Sem grandes motivos para celebrar, a Argentina comemora hoje o Bicentenário do início de seu processo de independência da Espanha.
O céu cinzento que cobriu Buenos Aires ontem, feriado antecipado para comemorar a independência, deixou ainda mais opacos os festejos, marcados por graves conflitos políticos internos e pelo retrocesso social do país nas últimas décadas.
O cenário é de contraste com a Argentina de cem anos atrás, que enriquecia com a exportação de trigo, lã e carne, alcançando renda per capita superior à de países como Suíça, Espanha e Itália.
Hoje, a meta é mais modesta: reverter os efeitos da crise de 2001, que pôs metade da população abaixo da linha de pobreza e obrigou o governo a suspender o pagamento da dívida externa.
Desde 2003, a economia cresce a uma média de 7,4% ao ano, mas isso não significa que o país tenha voltado para o caminho da prosperidade, segundo o economista da UBA (Universidade de Buenos Aires) Ricardo Aronskind.

APENAS SOJA
"Voltamos simplesmente a ter políticas a favor da produção, depois de décadas privilegiando o sistema financeiro. Mas ainda não há um projeto estratégico de país, para os próximos 20 anos. Não podemos sustentar o crescimento só vendendo soja para a China e a União Europeia."
Segundo o economista, o Estado tem baixa capacidade de gestão -por falta de especialistas- e fica sem força para induzir o fortalecimento e a diversificação da economia. E o setor privado "não sabe para onde ir".
O clima político da Argentina tampouco ajuda o país a superar os problemas. O governo da presidente Cristina Kirchner e a oposição promovem guerra declarada e não conseguem dialogar.
Neste ano, o Congresso ainda não conseguiu aprovar nenhum projeto de lei dos que compõem a pauta legislativa do primeiro semestre.
Tanto a Câmara dos Deputados como o Senado têm dificuldades para realizar sessões, que sofrem boicotes do governo e da oposição.
"É uma briga entre o casal Kirchner e um mosaico sem coesão alguma. Não há nenhuma possibilidade de que eles logrem outro objetivo além de derrotar o atual governo. Ocorreu o mesmo com [o ex- presidente Carlos] Menem [1989-1999]. Todos se juntaram para derrubá-lo, mas, no dia seguinte à vitória, a aliança explodiu", diz Luis Fanlo, professor de sociologia da UBA.

VICE EXCLUÍDO
O conflito político invadiu até as comemorações do Bicentenário. Os espaços públicos para realizar eventos e o protagonismo durante cinco dias de festa foram disputados pelo governo nacional e pela Prefeitura de Buenos Aires, administrada por Mauricio Macri, pré-candidato à Presidência em 2011.

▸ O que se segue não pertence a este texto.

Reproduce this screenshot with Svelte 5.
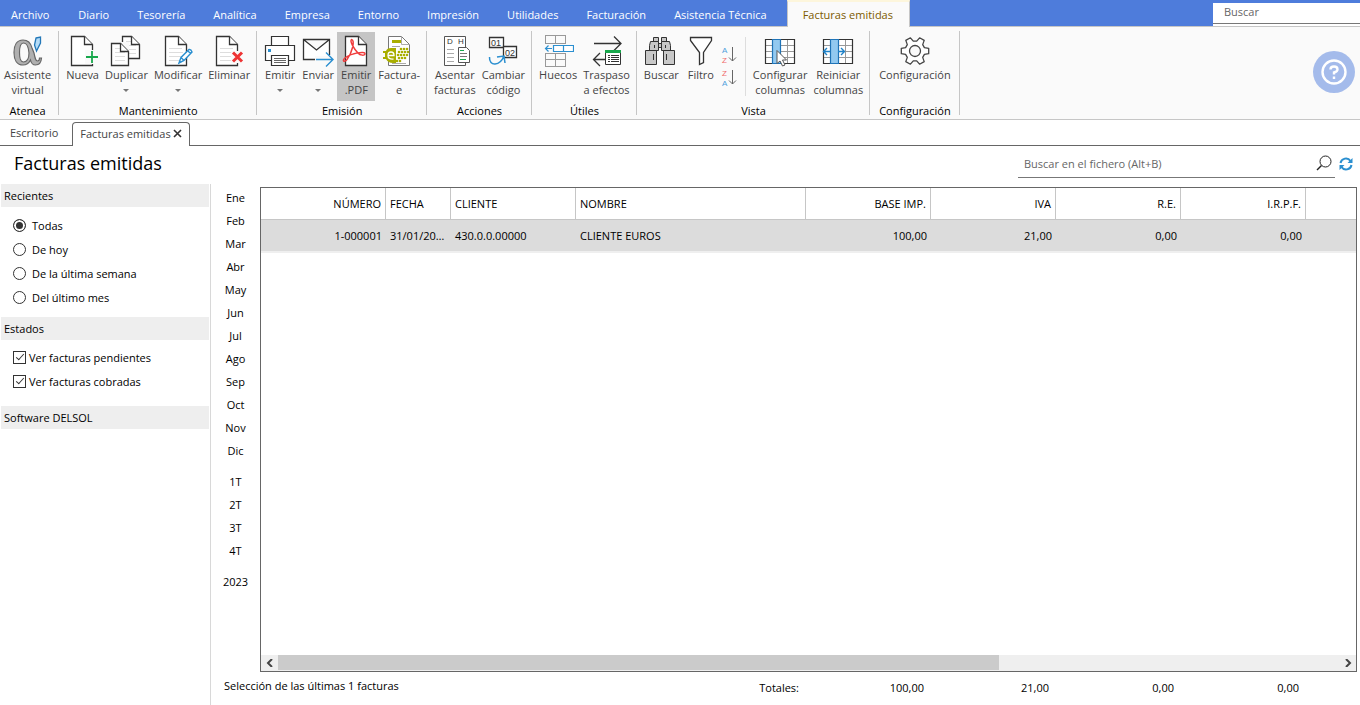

Ontem à noite, Cristina Kirchner faltou à reinauguração do histórico teatro Colón devido à briga com o prefeito. Na semana passada, enviou carta ao prefeito dizendo que não participaria de situação "cínica" e "hipócrita".
Hoje, a presidente encerra as comemorações do Bicentenário com um jantar de gala na Casa Rosada, onde recebe 200 convidados, entre eles o presidente Luiz Inácio Lula da Silva.
Os atritos internos, no entanto, deixarão de fora da festa o vice-presidente argentino, Julio Cobos, que está rompido com o casal Kirchner desde 2008.
O governo disse não ver motivos para convidá-lo.